Aí vai uma característica chocante em gente crítica: não gosta de estudar de fato. Quando fala, fala a partir de uma posição inquestionável. Acho que o motivo dessa atitude é justamente aquele tipo de ignorância marcante em quem conhece pouco de qualquer coisa. Por isso, acho mais importante procurarmos levar um aluno a entender o que um texto quer dizer simplesmente e não levá-lo a ser "crítico". Antes de tudo, podemos perguntar: crítico do que, se, normalmente, mesmo os professores não são críticos de nada a não ser daquilo de que não gostam?

Portanto temo pela educação, pela arte e pela cultura quando se busca formar críticos.

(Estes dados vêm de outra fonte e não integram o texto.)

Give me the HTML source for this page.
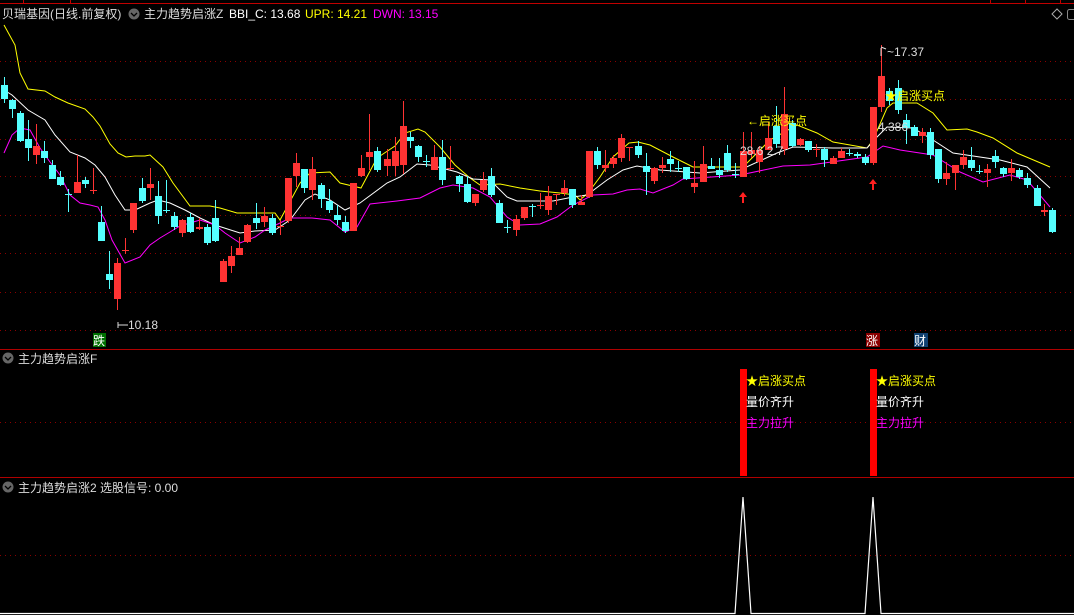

O fetiche os leva ao gozo porque, usando essa palavra "crítica", você pode dizer qualquer banalidade que ela soa ungida pelo véu da inteligência.

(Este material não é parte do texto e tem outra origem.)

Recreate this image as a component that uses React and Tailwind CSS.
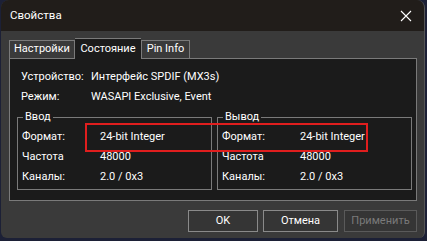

De minha parte, acho que devemos evitar a palavra "crítica" da mesma forma que devemos evitar palavras como "cabala" ou "energia". Em si, as duas são coisas sérias, mas, no mundo do fetiche da informação como o nosso, as duas não significam muito mais do que palavras vazias de sentido.

Outro fetiche é o da revolução. Toda pessoa crítica faz uma revolução por fim de semana. Mas, entre todas, a mais ridícula é a revolução sexual, aquela que matou o desejo e o afeto entre homens e mulheres. Quando, no futuro, estudarem nossa época, perceberão que, entre as baixas causadas pela gente crítica, estarão o afeto e o desejo. Nunca ambos foram tão falados e tão combatidos a pauladas. Afogados na banalidade das quantidades.

Vejo mesmo uma manifestação de gente crítica e revolucionária na Paulista no futuro. Essa manifestação que tenho na cabeça acontecerá em poucos anos. Se focarmos melhor nossas câmeras, veremos alguns cartazes, claro, todos revolucionários. Perguntará o leitor ingênuo: "A favor do que ou contra o quê?" Gente crítica e revolucionária sempre é a favor de algo ou contra algo.

Alguns desses cartazes dirão frases assim: "Pelo incesto como forma de crítica sexual!", "Por que não posso amar a minha mãe sexualmente?", "Freud morreu: viva o incesto como forma plena do desejo antiedípico!". Teses pelo mundo afora discutirão a nova forma de amor livre: o direito ao incesto.

E, no meio dos cartazes, um outro: "Pelo direito de casar com o meu dobermann!".